What a difference 40 years makes

The cost of everything trends downward over time. Or you can put it another way: our civilization gets comparatively wealthier over time, so that a constant cost eventually becomes much more affordable. It doesn't really matter which way you want to look at it, since they're two sides of the same coin.

In the 1960's the cost of putting a man into space — not just the raw materials and rockets, but the entire infrastructure — was so large that it could only be attempted by the world's largest industrial powers.

In the 2000's we've seen the cost fall to the point where it just takes the resources of a single large corporation. In the next two years we should see commercial sub-orbital space travel offered by Virgin Galactic. And you can bet Virgin will have competitors before long.

Space travel isn't quite "cheap", but it's getting surprisingly affordable. It won't be long before we're back at the moon. In fact, I'll go so far as to make a few easy predictions:

A man will walk on the moon again by 2019. That's less than ten years, so on or before the 50th anniversary of Apollo 11. NASA has a plan to do it, and so do the Chinese. Barring bureaucratic screwups, another Great Depression, or the singularity, it seems very likely.

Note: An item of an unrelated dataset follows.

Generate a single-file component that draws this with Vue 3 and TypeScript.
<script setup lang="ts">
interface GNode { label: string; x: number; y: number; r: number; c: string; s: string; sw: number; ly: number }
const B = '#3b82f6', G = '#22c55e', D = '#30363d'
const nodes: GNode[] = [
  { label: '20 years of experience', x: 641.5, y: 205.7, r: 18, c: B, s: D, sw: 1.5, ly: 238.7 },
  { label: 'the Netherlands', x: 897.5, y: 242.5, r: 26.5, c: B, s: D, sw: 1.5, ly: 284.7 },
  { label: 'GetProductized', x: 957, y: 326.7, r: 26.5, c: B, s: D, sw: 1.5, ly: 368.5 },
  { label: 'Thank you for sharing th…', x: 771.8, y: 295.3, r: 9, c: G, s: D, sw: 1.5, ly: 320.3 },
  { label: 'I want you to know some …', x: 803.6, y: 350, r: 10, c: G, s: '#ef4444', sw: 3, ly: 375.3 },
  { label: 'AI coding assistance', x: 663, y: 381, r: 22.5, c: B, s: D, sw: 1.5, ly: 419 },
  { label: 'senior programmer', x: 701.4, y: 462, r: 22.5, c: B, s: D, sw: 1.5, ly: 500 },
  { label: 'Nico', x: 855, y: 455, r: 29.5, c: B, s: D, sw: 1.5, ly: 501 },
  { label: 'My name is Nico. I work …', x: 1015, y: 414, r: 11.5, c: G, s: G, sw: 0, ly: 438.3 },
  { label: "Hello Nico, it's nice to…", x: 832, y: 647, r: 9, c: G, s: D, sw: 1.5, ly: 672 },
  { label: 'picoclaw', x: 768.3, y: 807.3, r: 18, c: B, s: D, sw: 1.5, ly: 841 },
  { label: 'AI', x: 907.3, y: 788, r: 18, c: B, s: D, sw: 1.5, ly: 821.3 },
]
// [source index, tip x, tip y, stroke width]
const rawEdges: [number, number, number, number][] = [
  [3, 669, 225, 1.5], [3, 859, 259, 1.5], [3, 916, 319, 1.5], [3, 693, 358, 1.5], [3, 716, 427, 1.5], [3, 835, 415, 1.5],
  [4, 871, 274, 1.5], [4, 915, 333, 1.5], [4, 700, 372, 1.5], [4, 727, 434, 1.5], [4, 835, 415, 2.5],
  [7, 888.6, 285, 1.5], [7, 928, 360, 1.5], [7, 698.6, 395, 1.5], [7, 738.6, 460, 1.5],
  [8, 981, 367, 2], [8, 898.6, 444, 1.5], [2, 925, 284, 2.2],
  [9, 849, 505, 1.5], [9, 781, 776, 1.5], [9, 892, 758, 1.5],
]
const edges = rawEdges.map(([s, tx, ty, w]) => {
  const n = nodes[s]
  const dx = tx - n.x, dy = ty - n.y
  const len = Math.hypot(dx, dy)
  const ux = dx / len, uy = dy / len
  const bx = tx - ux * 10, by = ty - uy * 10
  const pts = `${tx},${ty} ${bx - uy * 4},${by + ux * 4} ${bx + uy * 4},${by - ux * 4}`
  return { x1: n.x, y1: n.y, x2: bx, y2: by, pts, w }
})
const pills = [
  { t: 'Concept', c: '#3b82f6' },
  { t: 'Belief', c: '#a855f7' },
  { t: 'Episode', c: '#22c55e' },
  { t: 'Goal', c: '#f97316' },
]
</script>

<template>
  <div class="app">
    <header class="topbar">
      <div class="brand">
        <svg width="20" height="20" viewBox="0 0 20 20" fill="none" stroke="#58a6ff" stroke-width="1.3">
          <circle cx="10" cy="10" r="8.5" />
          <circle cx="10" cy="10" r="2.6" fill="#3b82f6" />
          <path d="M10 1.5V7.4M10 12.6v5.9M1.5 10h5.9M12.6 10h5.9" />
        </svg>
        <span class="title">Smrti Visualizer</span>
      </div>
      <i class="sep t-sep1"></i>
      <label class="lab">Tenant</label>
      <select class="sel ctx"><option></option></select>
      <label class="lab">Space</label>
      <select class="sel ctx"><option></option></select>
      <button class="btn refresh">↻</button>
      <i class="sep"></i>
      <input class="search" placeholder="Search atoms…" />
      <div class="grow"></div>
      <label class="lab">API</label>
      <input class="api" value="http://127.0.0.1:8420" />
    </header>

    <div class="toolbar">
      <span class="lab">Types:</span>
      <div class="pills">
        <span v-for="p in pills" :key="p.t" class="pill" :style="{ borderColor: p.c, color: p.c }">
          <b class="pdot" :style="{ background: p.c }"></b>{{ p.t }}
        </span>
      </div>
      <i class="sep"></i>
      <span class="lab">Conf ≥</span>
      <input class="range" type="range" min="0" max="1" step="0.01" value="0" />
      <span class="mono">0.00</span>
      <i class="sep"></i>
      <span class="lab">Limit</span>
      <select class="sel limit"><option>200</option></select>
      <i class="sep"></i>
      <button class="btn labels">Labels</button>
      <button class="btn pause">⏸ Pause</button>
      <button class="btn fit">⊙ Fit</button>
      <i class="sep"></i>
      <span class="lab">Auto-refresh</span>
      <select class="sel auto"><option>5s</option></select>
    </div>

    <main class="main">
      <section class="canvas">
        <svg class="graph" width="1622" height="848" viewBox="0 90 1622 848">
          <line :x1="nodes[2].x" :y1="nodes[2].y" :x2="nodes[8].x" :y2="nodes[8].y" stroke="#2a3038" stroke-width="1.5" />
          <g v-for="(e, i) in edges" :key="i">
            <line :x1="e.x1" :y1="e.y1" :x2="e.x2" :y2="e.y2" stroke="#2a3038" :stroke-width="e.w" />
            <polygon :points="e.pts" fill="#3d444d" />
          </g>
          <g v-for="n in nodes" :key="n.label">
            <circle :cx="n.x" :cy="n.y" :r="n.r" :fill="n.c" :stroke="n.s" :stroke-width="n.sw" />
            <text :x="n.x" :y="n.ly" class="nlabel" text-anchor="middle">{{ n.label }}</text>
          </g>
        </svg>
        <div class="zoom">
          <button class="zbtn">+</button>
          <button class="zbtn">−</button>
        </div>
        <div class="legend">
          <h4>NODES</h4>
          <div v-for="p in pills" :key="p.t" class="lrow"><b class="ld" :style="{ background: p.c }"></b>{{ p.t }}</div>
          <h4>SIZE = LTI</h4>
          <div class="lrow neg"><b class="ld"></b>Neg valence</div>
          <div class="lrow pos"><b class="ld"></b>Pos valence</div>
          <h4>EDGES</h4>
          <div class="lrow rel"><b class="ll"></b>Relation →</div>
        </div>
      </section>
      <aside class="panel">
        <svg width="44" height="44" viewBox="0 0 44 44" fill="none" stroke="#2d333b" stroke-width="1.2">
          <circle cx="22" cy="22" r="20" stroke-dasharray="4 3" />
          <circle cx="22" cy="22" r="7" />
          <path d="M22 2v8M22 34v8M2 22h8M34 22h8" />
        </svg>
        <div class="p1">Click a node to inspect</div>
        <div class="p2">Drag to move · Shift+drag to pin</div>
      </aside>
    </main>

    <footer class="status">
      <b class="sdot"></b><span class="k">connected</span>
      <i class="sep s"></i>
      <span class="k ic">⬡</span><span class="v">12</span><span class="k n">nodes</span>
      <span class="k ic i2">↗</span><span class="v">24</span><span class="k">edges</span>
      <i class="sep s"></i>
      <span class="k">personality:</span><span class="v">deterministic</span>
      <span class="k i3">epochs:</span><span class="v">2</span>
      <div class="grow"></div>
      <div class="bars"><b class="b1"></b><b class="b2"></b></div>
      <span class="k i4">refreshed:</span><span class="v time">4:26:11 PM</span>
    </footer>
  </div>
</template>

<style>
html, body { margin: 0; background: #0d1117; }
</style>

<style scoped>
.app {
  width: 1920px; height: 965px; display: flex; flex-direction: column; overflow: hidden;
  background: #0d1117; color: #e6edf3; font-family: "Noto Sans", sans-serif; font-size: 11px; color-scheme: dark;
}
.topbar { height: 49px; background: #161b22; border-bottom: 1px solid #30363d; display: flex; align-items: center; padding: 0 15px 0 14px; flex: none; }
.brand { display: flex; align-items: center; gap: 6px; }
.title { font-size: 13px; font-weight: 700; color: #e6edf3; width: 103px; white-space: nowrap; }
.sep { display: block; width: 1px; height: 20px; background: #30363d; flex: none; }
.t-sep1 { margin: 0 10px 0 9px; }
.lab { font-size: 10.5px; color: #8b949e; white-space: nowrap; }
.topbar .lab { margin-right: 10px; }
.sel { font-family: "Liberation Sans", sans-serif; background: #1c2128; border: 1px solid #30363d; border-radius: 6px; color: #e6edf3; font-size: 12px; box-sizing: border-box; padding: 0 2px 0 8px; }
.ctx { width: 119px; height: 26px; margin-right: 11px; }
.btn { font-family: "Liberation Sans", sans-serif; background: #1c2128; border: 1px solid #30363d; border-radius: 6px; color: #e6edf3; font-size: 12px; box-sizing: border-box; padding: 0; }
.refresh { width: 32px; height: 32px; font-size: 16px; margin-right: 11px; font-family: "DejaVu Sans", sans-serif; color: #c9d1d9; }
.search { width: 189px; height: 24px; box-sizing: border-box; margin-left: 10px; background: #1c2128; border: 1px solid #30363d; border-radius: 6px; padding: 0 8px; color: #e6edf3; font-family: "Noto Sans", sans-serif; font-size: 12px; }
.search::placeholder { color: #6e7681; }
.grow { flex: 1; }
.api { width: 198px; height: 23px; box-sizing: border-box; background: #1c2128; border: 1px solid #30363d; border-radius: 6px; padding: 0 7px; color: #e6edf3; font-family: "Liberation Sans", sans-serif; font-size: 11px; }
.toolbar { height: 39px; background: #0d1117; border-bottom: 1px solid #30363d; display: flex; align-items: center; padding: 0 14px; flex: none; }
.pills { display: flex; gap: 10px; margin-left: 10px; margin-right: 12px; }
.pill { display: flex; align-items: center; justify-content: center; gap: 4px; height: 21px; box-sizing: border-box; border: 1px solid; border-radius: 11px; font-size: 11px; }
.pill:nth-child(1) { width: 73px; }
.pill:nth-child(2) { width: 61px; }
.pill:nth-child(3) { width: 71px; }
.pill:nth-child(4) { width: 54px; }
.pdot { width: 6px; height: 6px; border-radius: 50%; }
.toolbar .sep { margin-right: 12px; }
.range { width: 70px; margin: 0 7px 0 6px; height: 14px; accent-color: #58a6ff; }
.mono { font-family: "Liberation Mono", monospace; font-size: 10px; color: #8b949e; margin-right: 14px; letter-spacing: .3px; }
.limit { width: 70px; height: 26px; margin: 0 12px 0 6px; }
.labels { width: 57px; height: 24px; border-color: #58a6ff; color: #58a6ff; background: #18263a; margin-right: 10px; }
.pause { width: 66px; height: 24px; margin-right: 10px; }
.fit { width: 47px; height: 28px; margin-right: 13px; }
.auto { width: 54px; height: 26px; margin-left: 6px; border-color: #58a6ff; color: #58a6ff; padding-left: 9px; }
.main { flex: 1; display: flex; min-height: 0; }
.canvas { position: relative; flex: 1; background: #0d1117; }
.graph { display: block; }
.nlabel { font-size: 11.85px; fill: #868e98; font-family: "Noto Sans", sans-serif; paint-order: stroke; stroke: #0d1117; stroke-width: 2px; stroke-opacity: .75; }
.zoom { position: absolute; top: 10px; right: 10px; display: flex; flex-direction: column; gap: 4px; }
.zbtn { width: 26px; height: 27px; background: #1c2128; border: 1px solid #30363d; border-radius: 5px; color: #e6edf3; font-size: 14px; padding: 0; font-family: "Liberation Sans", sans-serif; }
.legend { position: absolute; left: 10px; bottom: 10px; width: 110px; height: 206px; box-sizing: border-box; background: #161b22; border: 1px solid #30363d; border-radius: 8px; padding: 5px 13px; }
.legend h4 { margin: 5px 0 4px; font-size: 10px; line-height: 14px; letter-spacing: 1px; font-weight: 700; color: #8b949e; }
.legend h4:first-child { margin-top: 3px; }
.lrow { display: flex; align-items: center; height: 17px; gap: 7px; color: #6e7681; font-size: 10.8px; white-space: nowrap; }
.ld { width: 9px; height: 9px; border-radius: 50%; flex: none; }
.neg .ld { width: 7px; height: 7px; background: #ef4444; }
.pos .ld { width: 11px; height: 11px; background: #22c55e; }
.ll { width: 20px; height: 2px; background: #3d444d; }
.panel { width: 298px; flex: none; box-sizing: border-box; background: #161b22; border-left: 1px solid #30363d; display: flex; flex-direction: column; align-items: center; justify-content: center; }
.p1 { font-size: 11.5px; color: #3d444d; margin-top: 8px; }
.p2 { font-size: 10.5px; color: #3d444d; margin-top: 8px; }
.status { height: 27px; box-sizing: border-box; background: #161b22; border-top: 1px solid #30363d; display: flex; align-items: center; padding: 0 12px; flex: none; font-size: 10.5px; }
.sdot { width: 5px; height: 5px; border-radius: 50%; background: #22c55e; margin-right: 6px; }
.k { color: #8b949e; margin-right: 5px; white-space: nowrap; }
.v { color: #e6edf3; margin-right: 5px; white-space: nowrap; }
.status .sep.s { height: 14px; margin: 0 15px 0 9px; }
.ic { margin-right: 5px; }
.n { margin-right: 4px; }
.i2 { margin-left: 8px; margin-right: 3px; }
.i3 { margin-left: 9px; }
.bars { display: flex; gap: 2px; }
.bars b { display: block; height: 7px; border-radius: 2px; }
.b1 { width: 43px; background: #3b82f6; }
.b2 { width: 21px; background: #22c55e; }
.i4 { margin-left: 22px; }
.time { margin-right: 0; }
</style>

A woman will walk on the moon by 2019. The title of "first woman on the moon" is still wide open, and there's no shortage of talented female astronauts. It's an easy bet that the first return mission will include one.

What can the moon offer us now?

Why would we go back, anyway? Science-fiction fans will have no shortage of ideas about the long-term future, but I find it more interesting to consider the short term — because that's really where the rubber meets the road.

What are the realistic, short-term benefits that we might get from the moon when we go back?

A few thoughts:

  • Tourism. We already have space tourism, where rich people pay millions of dollars simply to go into space. Once commercial spaceflight takes off — and Virgin Galactic plans its inaugural flight within just two years — how long do you think it'll be until someone wants a tour of the moon?

  • An outpost. Rather like McMurdo Station in Antarctica, an outpost on the moon would be a center for scientific research and exploration, as well as a central base for other activities.

  • Mining, and ultimately manufacturing. Silicon, aluminum, and iron are probably the most useful and easily-extracted resources in the short term. (Many people talk about Helium-3, but it's not currently exploitable so I'm leaving it off.) But why would we mine the moon for this stuff instead of getting it from Earth? It's useful, but not exceptionally scarce.

    The answer is really that it's about relative scarcity. These raw materials are not exceptionally scarce here on Earth, but they sure are hard to come by up in orbit!

    It's a question of cost again. It's expensive to get things out of the earth's gravity well. If you want something even moderately large on the moon or in space — habitats, satellites, ships, mirrors, radiation shields — it may be cheaper to build it in place, with materials from the moon instead of from Earth.

I'd guess that these things are likely to happen in roughly that order: Tourism first, because there is a huge pent-up demand. This will be followed soon afterward by a small outpost — mostly for research, but also supporting (and partially funded by) tourism. And finally the mining and manufacturing, which can then can be used to build up the outpost even more.

Even though we've gotten used to space travel as a NASA thing, it's possible these may not be governmental projects at all, or they may be hybrid ventures which are part commercial and part subsidized. Either way, the feeling that the pendulum is finally swinging back is terrific. I can't wait!

Now it's your turn. What do you think the moon will have to offer us during the 2020's?